- The Washington Times - Saturday, December 9, 2006


Sarkozy compares foe to Hitler appeaser

PARIS — France’s conservative presidential hopeful Nicolas Sarkozy yesterday used Adolf Hitler to illustrate his point about a meeting his left-wing rival Segolene Royal held with a Hezbollah leader in Lebanon.

“The fact of being elected is not enough to hold discussions,” said Mr. Sarkozy, who is also interior minister, at a forum organized by his center-right UMP party in Paris.

“I would point out that Hitler had been elected, and that did not in the past make for a responsible and respectable representative,” he said.

Miss Royal, 53, the Socialist party’s candidate in next year’s presidential election, recently toured the Middle East and in Beirut met with a group of lawmakers, including one from the militant Hezbollah movement, who said in front of her that Israel’s past occupation of Lebanon was like Nazism.

Mr. Sarkozy, 51, has declared his bid to become the candidate of the party he leads, the ruling right-wing Union for a Popular Movement.

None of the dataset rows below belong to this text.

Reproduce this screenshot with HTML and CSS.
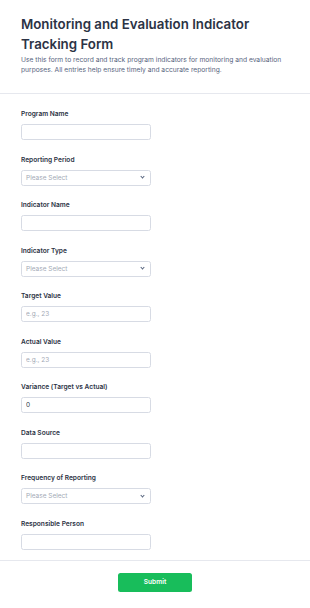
FILE: index.html
```html
<!DOCTYPE html>
<html lang="en">
<head>
    <meta charset="UTF-8">
    <meta name="viewport" content="width=device-width, initial-scale=1.0">
    <title>Monitoring and Evaluation Indicator Tracking Form</title>
    <link rel="stylesheet" href="styles.css">
</head>
<body>
    <div class="header">
        <h1 class="title">Monitoring and Evaluation Indicator Tracking Form</h1>
        <p class="subtitle">Use this form to record and track program indicators for monitoring and evaluation purposes. All entries help ensure timely and accurate reporting.</p>
    </div>

    <form class="form">
        <div class="field">
            <label class="label">Program Name</label>
            <input class="input" type="text">
        </div>
        <div class="field">
            <label class="label">Reporting Period</label>
            <div class="select">Please Select<span class="chevron"></span></div>
        </div>
        <div class="field">
            <label class="label">Indicator Name</label>
            <input class="input" type="text">
        </div>
        <div class="field">
            <label class="label">Indicator Type</label>
            <div class="select">Please Select<span class="chevron"></span></div>
        </div>
        <div class="field">
            <label class="label">Target Value</label>
            <input class="input" type="text" placeholder="e.g., 23">
        </div>
        <div class="field">
            <label class="label">Actual Value</label>
            <input class="input" type="text" placeholder="e.g., 23">
        </div>
        <div class="field">
            <label class="label">Variance (Target vs Actual)</label>
            <input class="input" type="text" value="0">
        </div>
        <div class="field">
            <label class="label">Data Source</label>
            <input class="input" type="text">
        </div>
        <div class="field">
            <label class="label">Frequency of Reporting</label>
            <div class="select">Please Select<span class="chevron"></span></div>
        </div>
        <div class="field last">
            <label class="label">Responsible Person</label>
            <input class="input" type="text">
        </div>
    </form>

    <div class="footer">
        <button class="submit" type="button">Submit</button>
    </div>
</body>
</html>
```

FILE: styles.css
```css
body {
    margin: 0;
    padding: 0;
    font-family: Inter, 'Noto Sans', sans-serif;
    background-color: #ffffff;
    color: #2c3345;
}

.header {
    padding: 15px 21px 18px 21px;
    border-bottom: 1px solid #e6e8ee;
}

.title {
    margin: 0;
    font-size: 13.3px;
    line-height: 19.5px;
    font-weight: 600;
    color: #2c3345;
}

.subtitle {
    margin: 1px 0 0 0;
    font-size: 6.7px;
    line-height: 10px;
    color: #57647e;
}

.form {
    padding: 15px 21px 0 21px;
}

.field {
    display: flex;
    flex-direction: column;
    margin-bottom: 14.5px;
}

.field.last {
    margin-bottom: 10px;
}

.label {
    font-size: 6.6px;
    line-height: 10px;
    font-weight: 600;
    color: #2c3345;
    margin-bottom: 5px;
}

.input,
.select {
    box-sizing: border-box;
    width: 130px;
    height: 16px;
    border: 1px solid #d7dbe4;
    border-radius: 2.5px;
    background-color: #ffffff;
    font-family: Inter, 'Noto Sans', sans-serif;
    font-size: 6.5px;
    color: #2c3345;
    padding: 0 4px;
    margin: 0;
    outline: none;
}

.input::placeholder {
    color: #a3a9b5;
}

.select {
    display: flex;
    align-items: center;
    justify-content: space-between;
    color: #a3a9b5;
}

.chevron {
    width: 2px;
    height: 2px;
    border-right: 1px solid #57647e;
    border-bottom: 1px solid #57647e;
    transform: rotate(45deg);
    margin: 0 2px 2px 0;
}

.footer {
    border-top: 1px solid #e6e8ee;
    display: flex;
    justify-content: center;
    padding: 12px 0 30px 0;
}

.submit {
    width: 74px;
    height: 19px;
    border: none;
    border-radius: 2.5px;
    background-color: #18bd5b;
    color: #ffffff;
    font-family: Inter, 'Noto Sans', sans-serif;
    font-size: 6.6px;
    font-weight: 600;
}
```
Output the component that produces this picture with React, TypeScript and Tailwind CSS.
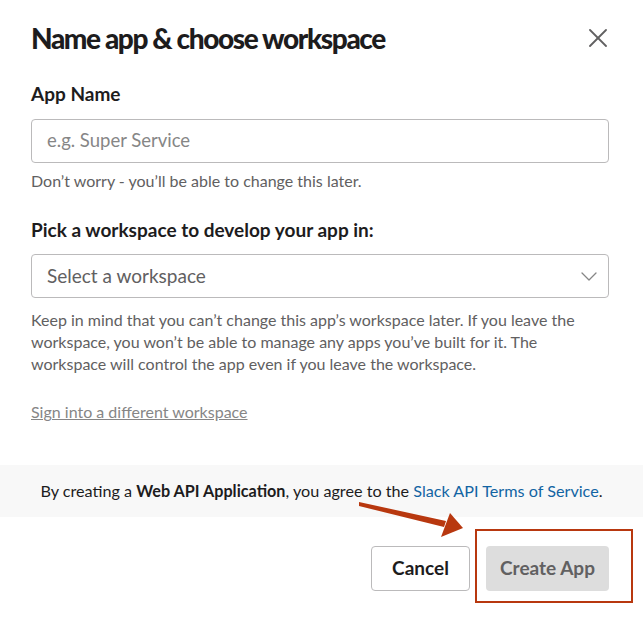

Red Brigades suspect arrested

ROME — Paramilitary police yesterday arrested a suspected member and recruiter for an offshoot of the Red Brigades movement that terrorized Italy in the 1970s and 1980s. The new terror group has claimed responsibility for the slayings of two government advisers.

Fabio Matteini, 48, was picked up at his home in Incisa Valdarno, about 19 miles south of Florence, hours before he planned to leave for France, the Carabinieri paramilitary police said.

Police said Mr. Matteini previously acknowledged being a member of Red Brigades-Combatant Communist Party, which arose from the earlier radical leftist group that plagued Italy with high-profile attacks, including the 1978 kidnapping and slaying of former Prime Minister Aldo Moro.


Freelance journalists reportedly paid to spy

BERLIN — Germany’s foreign intelligence agency paid 20 overseas journalists to spy on its behalf during the leadership of former Chancellor Gerhard Schroeder, a magazine reported in an article to be published tomorrow.

The BND intelligence service paid up to $1,300 per report to the journalists, mostly freelancers for radio and television stations, the weekly Focus reported, citing internal BND files.

In one case, a journalist set up a bureau in an Eastern European country using the money the agency paid him, to cover up his spying operations.

The BND has been linked to a press scandal since last year. It admitted recruiting journalists in high-profile news magazines such as Focus and Der Spiegel to spy on their colleagues so it could identify the sources of leaks.

The government of Chancellor Angela Merkel has banned the agency from spying on journalists or recruiting them to get information.